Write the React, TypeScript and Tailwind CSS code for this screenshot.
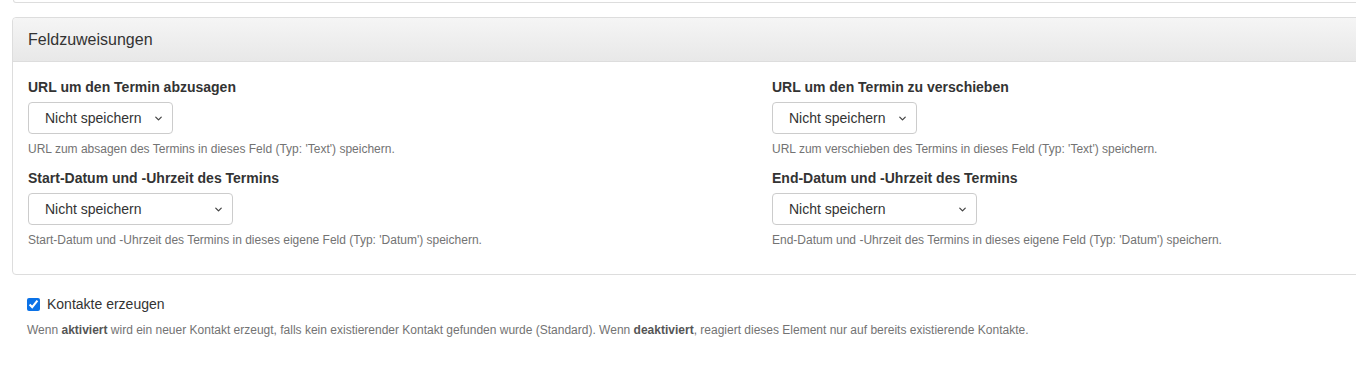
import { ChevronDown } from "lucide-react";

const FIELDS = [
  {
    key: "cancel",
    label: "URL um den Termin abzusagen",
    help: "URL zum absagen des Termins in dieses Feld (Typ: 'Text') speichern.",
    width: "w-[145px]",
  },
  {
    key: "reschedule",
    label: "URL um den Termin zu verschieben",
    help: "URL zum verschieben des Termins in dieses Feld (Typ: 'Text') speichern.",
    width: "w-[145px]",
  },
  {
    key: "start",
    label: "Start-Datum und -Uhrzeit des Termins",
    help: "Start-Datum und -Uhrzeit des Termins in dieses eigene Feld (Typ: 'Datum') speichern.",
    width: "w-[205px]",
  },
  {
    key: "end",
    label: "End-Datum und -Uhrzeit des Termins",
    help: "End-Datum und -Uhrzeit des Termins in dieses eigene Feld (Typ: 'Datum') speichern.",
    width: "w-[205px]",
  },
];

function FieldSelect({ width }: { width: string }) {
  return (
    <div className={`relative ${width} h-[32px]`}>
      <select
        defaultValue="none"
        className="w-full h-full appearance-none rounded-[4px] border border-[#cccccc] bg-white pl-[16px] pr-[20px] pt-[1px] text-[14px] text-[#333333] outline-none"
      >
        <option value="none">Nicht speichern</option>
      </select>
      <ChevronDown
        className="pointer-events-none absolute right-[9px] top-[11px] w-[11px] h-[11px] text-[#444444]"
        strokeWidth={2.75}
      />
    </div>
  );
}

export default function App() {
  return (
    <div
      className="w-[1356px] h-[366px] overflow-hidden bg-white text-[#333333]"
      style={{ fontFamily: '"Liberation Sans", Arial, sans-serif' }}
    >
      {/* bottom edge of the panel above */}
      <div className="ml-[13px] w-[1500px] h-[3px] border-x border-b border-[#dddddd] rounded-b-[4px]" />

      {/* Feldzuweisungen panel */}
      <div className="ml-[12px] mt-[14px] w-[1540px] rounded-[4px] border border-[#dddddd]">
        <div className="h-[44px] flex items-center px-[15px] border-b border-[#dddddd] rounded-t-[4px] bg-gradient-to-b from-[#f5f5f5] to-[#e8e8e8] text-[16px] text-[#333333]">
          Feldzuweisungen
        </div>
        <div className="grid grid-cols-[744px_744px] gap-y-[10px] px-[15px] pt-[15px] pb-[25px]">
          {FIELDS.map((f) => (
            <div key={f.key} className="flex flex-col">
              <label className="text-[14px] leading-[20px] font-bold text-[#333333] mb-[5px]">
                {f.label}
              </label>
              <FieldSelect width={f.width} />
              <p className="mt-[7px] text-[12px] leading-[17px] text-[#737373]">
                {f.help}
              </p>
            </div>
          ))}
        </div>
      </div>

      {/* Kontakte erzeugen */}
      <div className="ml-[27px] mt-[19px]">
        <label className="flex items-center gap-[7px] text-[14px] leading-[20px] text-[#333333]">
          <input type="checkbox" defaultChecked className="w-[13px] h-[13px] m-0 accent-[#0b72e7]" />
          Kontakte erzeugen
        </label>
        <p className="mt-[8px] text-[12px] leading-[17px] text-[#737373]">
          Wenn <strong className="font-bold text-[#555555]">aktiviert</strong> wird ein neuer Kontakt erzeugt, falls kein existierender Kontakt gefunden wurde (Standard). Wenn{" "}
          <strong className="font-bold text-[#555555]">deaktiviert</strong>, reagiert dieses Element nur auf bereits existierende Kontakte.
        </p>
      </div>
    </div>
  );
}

Written exercise: Please restate the material above line by line, exactly, beginning at its first line and ending with the line that contains "w-[1500px] h-[3px] border-x", without any pictures.

Answer:
Write the React, TypeScript and Tailwind CSS code for this screenshot.
import { ChevronDown } from "lucide-react";

const FIELDS = [
  {
    key: "cancel",
    label: "URL um den Termin abzusagen",
    help: "URL zum absagen des Termins in dieses Feld (Typ: 'Text') speichern.",
    width: "w-[145px]",
  },
  {
    key: "reschedule",
    label: "URL um den Termin zu verschieben",
    help: "URL zum verschieben des Termins in dieses Feld (Typ: 'Text') speichern.",
    width: "w-[145px]",
  },
  {
    key: "start",
    label: "Start-Datum und -Uhrzeit des Termins",
    help: "Start-Datum und -Uhrzeit des Termins in dieses eigene Feld (Typ: 'Datum') speichern.",
    width: "w-[205px]",
  },
  {
    key: "end",
    label: "End-Datum und -Uhrzeit des Termins",
    help: "End-Datum und -Uhrzeit des Termins in dieses eigene Feld (Typ: 'Datum') speichern.",
    width: "w-[205px]",
  },
];

function FieldSelect({ width }: { width: string }) {
  return (
    <div className={`relative ${width} h-[32px]`}>
      <select
        defaultValue="none"
        className="w-full h-full appearance-none rounded-[4px] border border-[#cccccc] bg-white pl-[16px] pr-[20px] pt-[1px] text-[14px] text-[#333333] outline-none"
      >
        <option value="none">Nicht speichern</option>
      </select>
      <ChevronDown
        className="pointer-events-none absolute right-[9px] top-[11px] w-[11px] h-[11px] text-[#444444]"
        strokeWidth={2.75}
      />
    </div>
  );
}

export default function App() {
  return (
    <div
      className="w-[1356px] h-[366px] overflow-hidden bg-white text-[#333333]"
      style={{ fontFamily: '"Liberation Sans", Arial, sans-serif' }}
    >
      {/* bottom edge of the panel above */}
      <div className="ml-[13px] w-[1500px] h-[3px] border-x border-b border-[#dddddd] rounded-b-[4px]" />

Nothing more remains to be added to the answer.